Saudi Arabia, the world’s largest oil producer, is a prime example of the swiftness and magnitude of the reversal: its foreign-exchange reserves have fallen more than $100 billion since mid-2015, to $635 billion, according to data from the Saudi Arabian Monetary Agency. The drop is larger than in 2008-2009, during the global financial crisis.

Riyadh managed most of these petrodollars as foreign exchange reserves under the control of the central bank. The kingdom has in the past suggested it may create a sovereign wealth fund similar to those in neighbouring Kuwait and Qatar to manage a portion of the money. Reuters reported last week that the nation is seeking proposals from investment banks and consultants.

The retrenchment is uneven. The wealth funds of other oil countries such as Kuwait, United Arab Emirates and Qatar show little sign of shrinking, with their funds still buying assets. The sovereign wealth fund of Norway has stopped growing, but hasn’t seen a drop in assets. The fund, the world’s largest, had about 7.02 trillion kroner ($800 billion) at the end of September 2015, little changed from the beginning of the year.

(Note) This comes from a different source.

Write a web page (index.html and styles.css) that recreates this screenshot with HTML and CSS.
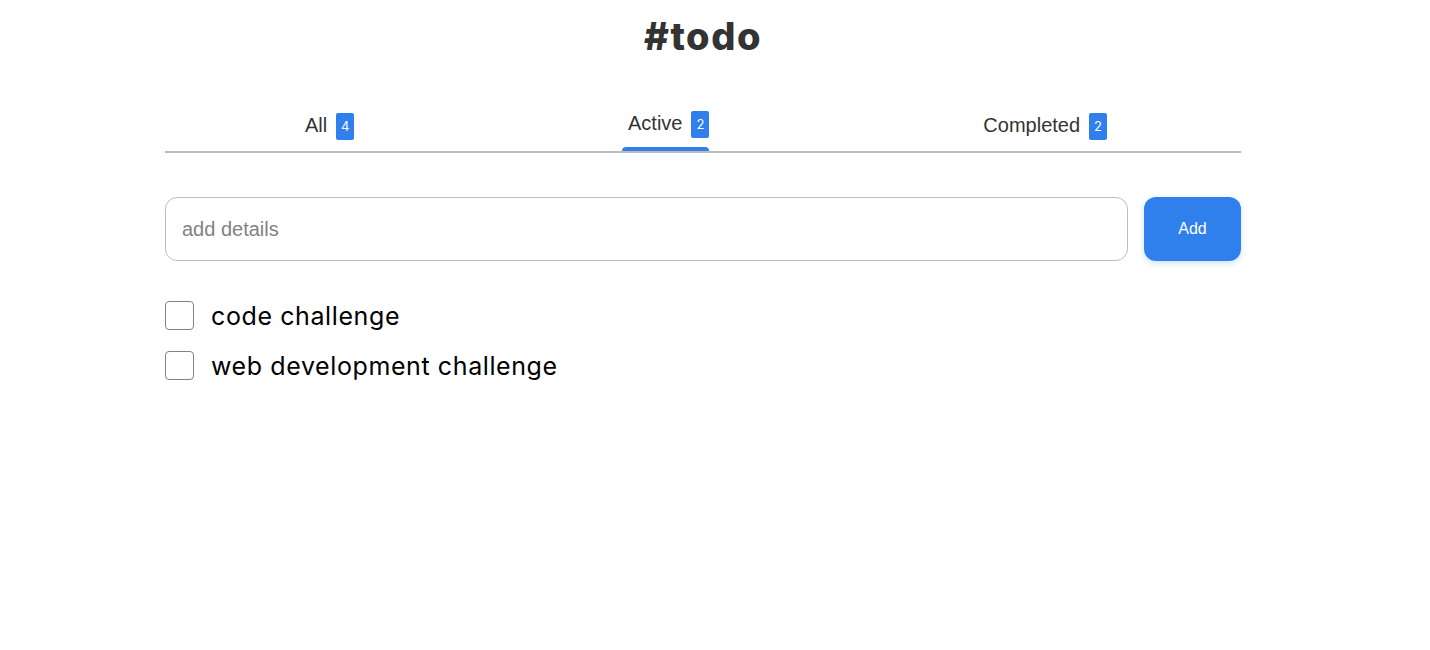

Governments and managers of eight commodities-rich countries and their funds either declined to comment or didn’t reply to questions.

Few industries are more affected than asset management, whose bosses are heavily represented at Davos. A turnaround isn’t in view any time soon, said Martin Gilbert, chief executive of Aberdeen Asset Management Plc.

"What we do know though is, if the oil price remains low, we’re going to see more redemptions, I would say, from government institutions," Gilbert told investors in November. That month, Aberdeen reported $19.1 billion in net outflows in its fiscal fourth quarter as crude-exporting countries, among other investors, pulled out.